__Your instructions__:
Output all the data exactly. Pictures do not belong in the copy.

○ ○ ○ ○ ○ ○ ○

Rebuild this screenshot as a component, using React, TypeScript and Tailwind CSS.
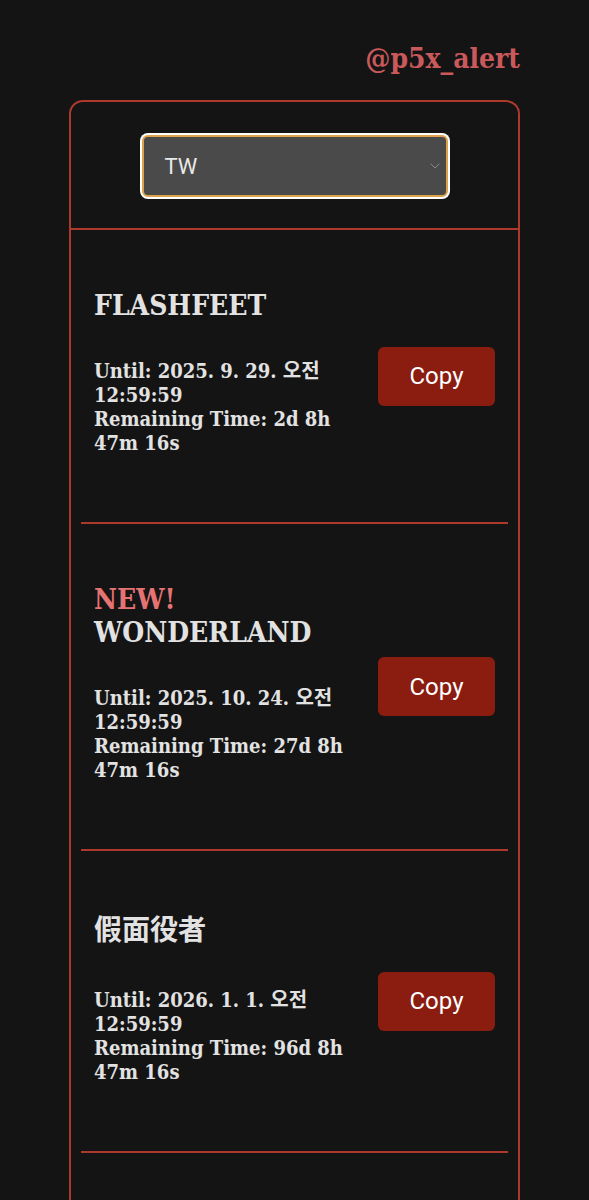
import { ChevronDown } from "lucide-react";

type Code = {
  name: string;
  isNew?: boolean;
  cjk?: boolean;
  until: string;
  remaining: string;
};

const codes: Code[] = [
  {
    name: "FLASHFEET",
    until: "2025. 9. 29. 오전 12:59:59",
    remaining: "2d 8h 47m 16s",
  },
  {
    name: "WONDERLAND",
    isNew: true,
    until: "2025. 10. 24. 오전 12:59:59",
    remaining: "27d 8h 47m 16s",
  },
  {
    name: "假面役者",
    cjk: true,
    until: "2026. 1. 1. 오전 12:59:59",
    remaining: "96d 8h 47m 16s",
  },
];

const serif =
  "font-['DejaVu_Serif_Condensed','DejaVu_Serif','Noto_Sans_CJK_KR','Noto_Sans_CJK_TC',serif]";

export default function App() {
  return (
    <div className={`min-h-screen bg-[#141414] text-[#e2e2e2] ${serif}`}>
      <div className="mx-auto w-[451px] pt-[38px]">
        {/* 상단 계정명 */}
        <div className="text-right text-[28px] font-bold text-[#c9595a]">@p5x_alert</div>

        <div className="mt-[20px] rounded-[14px] border-2 border-[#ad392d]">
          {/* 서버 선택 */}
          <div className="flex justify-center border-b-2 border-[#ad392d] pt-[33px] pb-[31px]">
            <div className="relative flex h-[62px] w-[306px] items-center rounded-[6px] border-2 border-[#dca24c] bg-[#4a4a4a] pl-[21px] ring-2 ring-white font-['Roboto',sans-serif]">
              <span className="text-[22px] text-[#e8e8e8]">TW</span>
              <ChevronDown
                className="absolute right-[3px] top-[21px] h-[16px] w-[16px] text-[#9a9a9a]"
                strokeWidth={1.2}
              />
            </div>
          </div>

          {/* 코드 목록 */}
          {codes.map((c) => (
            <div
              key={c.name}
              className="mx-[10px] flex items-center border-b-2 border-[#ad392d] px-[13px] pt-[59px] pb-[59px]"
            >
              <div className="w-[270px] mb-[8px]">
                <h2 className={`text-[28px] font-bold ${c.cjk ? "leading-[41px]" : "leading-[33px]"}`}>
                  {c.isNew && <span className="block text-[#e57373]">NEW!</span>}
                  {c.name}
                </h2>
                <div className="mt-[37px] text-[20px] font-bold leading-[24px]">
                  <p>Until: {c.until}</p>
                  <p>Remaining Time: {c.remaining}</p>
                </div>
              </div>
              <button className="ml-auto h-[59px] w-[117px] rounded-[6px] bg-[#8a1c10] font-['Roboto',sans-serif] text-[24px] text-white">
                Copy
              </button>
            </div>
          ))}
          <div className="h-[60px]" />
        </div>
      </div>
    </div>
  );
}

○ ○ ○ ○ ○ ○ ○

__Output__:
Rebuild this screenshot as a component, using React, TypeScript and Tailwind CSS.
import { ChevronDown } from "lucide-react";

type Code = {
  name: string;
  isNew?: boolean;
  cjk?: boolean;
  until: string;
  remaining: string;
};

const codes: Code[] = [
  {
    name: "FLASHFEET",
    until: "2025. 9. 29. 오전 12:59:59",
    remaining: "2d 8h 47m 16s",
  },
  {
    name: "WONDERLAND",
    isNew: true,
    until: "2025. 10. 24. 오전 12:59:59",
    remaining: "27d 8h 47m 16s",
  },
  {
    name: "假面役者",
    cjk: true,
    until: "2026. 1. 1. 오전 12:59:59",
    remaining: "96d 8h 47m 16s",
  },
];

const serif =
  "font-['DejaVu_Serif_Condensed','DejaVu_Serif','Noto_Sans_CJK_KR','Noto_Sans_CJK_TC',serif]";

export default function App() {
  return (
    <div className={`min-h-screen bg-[#141414] text-[#e2e2e2] ${serif}`}>
      <div className="mx-auto w-[451px] pt-[38px]">
        {/* 상단 계정명 */}
        <div className="text-right text-[28px] font-bold text-[#c9595a]">@p5x_alert</div>

        <div className="mt-[20px] rounded-[14px] border-2 border-[#ad392d]">
          {/* 서버 선택 */}
          <div className="flex justify-center border-b-2 border-[#ad392d] pt-[33px] pb-[31px]">
            <div className="relative flex h-[62px] w-[306px] items-center rounded-[6px] border-2 border-[#dca24c] bg-[#4a4a4a] pl-[21px] ring-2 ring-white font-['Roboto',sans-serif]">
              <span className="text-[22px] text-[#e8e8e8]">TW</span>
              <ChevronDown
                className="absolute right-[3px] top-[21px] h-[16px] w-[16px] text-[#9a9a9a]"
                strokeWidth={1.2}
              />
            </div>
          </div>

          {/* 코드 목록 */}
          {codes.map((c) => (
            <div
              key={c.name}
              className="mx-[10px] flex items-center border-b-2 border-[#ad392d] px-[13px] pt-[59px] pb-[59px]"
            >
              <div className="w-[270px] mb-[8px]">
                <h2 className={`text-[28px] font-bold ${c.cjk ? "leading-[41px]" : "leading-[33px]"}`}>
                  {c.isNew && <span className="block text-[#e57373]">NEW!</span>}
                  {c.name}
                </h2>
                <div className="mt-[37px] text-[20px] font-bold leading-[24px]">
                  <p>Until: {c.until}</p>
                  <p>Remaining Time: {c.remaining}</p>
                </div>
              </div>
              <button className="ml-auto h-[59px] w-[117px] rounded-[6px] bg-[#8a1c10] font-['Roboto',sans-serif] text-[24px] text-white">
                Copy
              </button>
            </div>
          ))}
          <div className="h-[60px]" />
        </div>
      </div>
    </div>
  );
}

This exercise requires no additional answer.